30 yaşına kadar üniversitede "sen şu veya bu olacaksın" diye yetişen gençleri 30 yaşından sonra sokaklarda iş arayan ve “ne iş olsa yaparım abi” dedirten sistem ve şartlar sorgulanmalıdır. Evlenen ve ailesi çocukları için paraya ihtiyaç duyan insanlar evet ne iş olsa yaparlar, ancak işi bilmezler. Çünkü o iş için eğitim almamışlardır. Burada suçlu sizce kim? Diğer taraftan İŞKUR kursla 2 ayda usta yetiştiriyor, sizce bu kişiler 2 ayda usta mı oluyor?
Yaşanan kaza sonrası tartışacağımıza baştan tartışıp tedbir alma noktasına gitmezsek bu gibi sorunları hep yaşar gideriz. Yazılı kanunlar uygulanmadığı sürece hiçbir anlam ifade etmezler. Biz önce insan yetiştirmeyi ve hak edenin hak ettiği yerde iş bulmasına imkan vermek durumundayız. Kazanın yaşandığı maden firmasının basın açıklamasının özetini seyretmek bile beni çıldırttı, o kadar basit ve olaylara uzak bir idarenin de temeli “ağam bilir” mantığından kaynaklanmaktadır. Kimse güçlü gördüğünün önünde eğilmemelidir. Hak edenin önünde eğilmek gerekir. Hak etmeyene 'sen hak etmiyorsun" diyemedikçe daha çok yıllarımız boşa gidecektir.
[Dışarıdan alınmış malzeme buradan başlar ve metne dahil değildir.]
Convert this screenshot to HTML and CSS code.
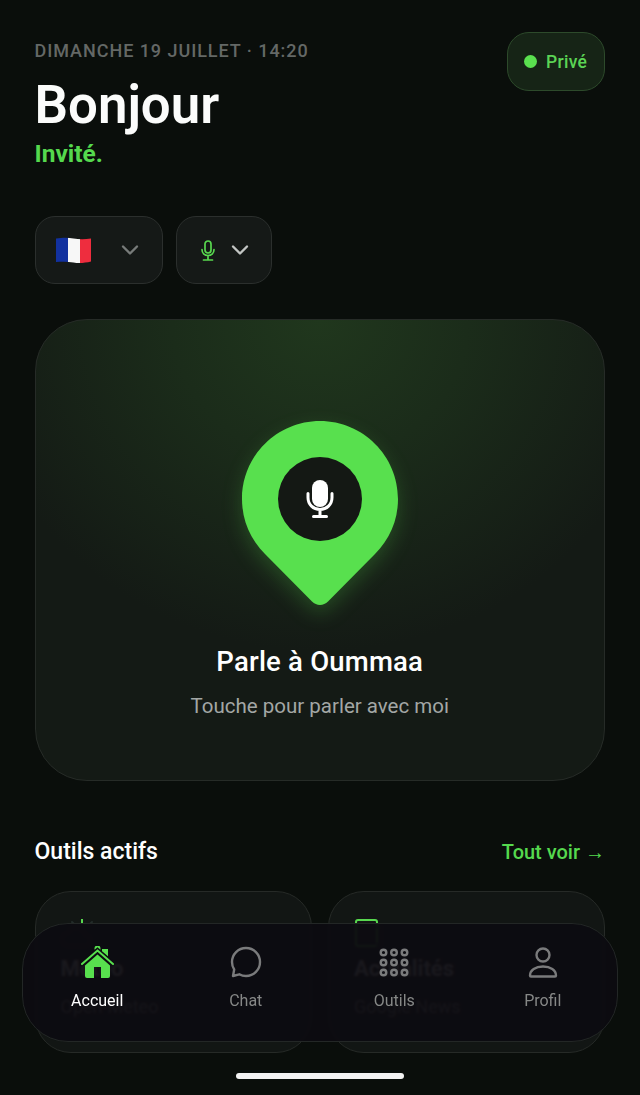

Gelin hep birlikte en yakınımızdan başlayarak sorgulayalım; kim yaptığı işi layıkıyla yapıyor? Biz haklının mı, yoksa güçlünün mü yanındayız? Eğer biz haklının yanında olursak, inanıyorum ki insanlarımız ölmeden hak ettikleri değeri alacaklar ve vereceklerdir. Soma Şehitlerimize Allah rahmet eylesin, yakınlarına ve halkımıza başsağlığı diliyorum.